Reading this typology years after my theological studies I am struck by how in all the years of my ministry I have shifted around in each of the categories and how I have also encountered fellow pilgrims doing the same.

As I feel the Christian church contexture of the modern day, with fundamentalists getting most the airtime and the liberals only being quoted when they push the envelope on ethical issues of gay rights or abortion, I realise that not many of us have come to the place of deep contented commitment where we are able to follow Jesus in the here and now of daily life without continually hiving off into ghettoes of fear of what is happening in the world, all the time holding our breath for something that is to come in the far off future.

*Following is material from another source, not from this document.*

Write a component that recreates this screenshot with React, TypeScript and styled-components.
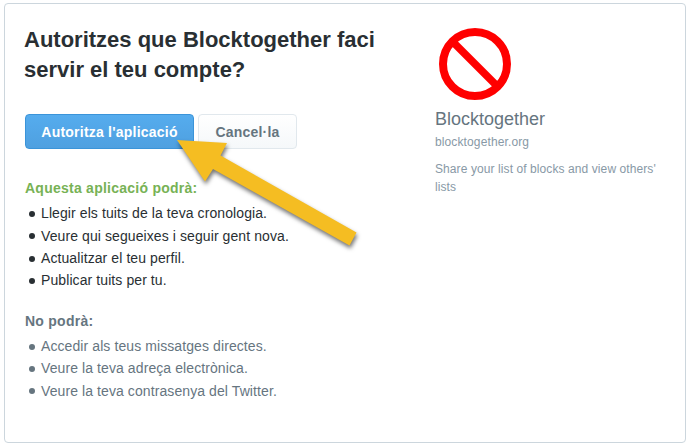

If I consider the culture that I absorbed from my mother’s breast, the culture that I live in as a Euro-African and the culture that I have transmitted to my twenty something sons, I recognise that Jesus whilst acknowledged in what was always called “Christian culture’’ was not really central to that way of life.  My culture has never really stressed the cross bearing, compassion driven life of which Jesus spoke so often, and which was the very fabric of his being in the world.

I am not shamed or guilty about this, I am rather saddened that for me and for many, this business of Christ following is at best a veneer, a waxen mask that I wear to the church dance without really allowing my inner being to be changed.  Small wonder then that Jesus seems to be doing something new and refreshing outside the church charade.

How wonderful as Desmond Tutu proclaims in his latest collection essays to be published, “God is not a Christian”.

We Christians love our parents and children, school ties and apple pies, our parties and our points of view too much to be worthy of the compassionate cross carrier from Nazareth.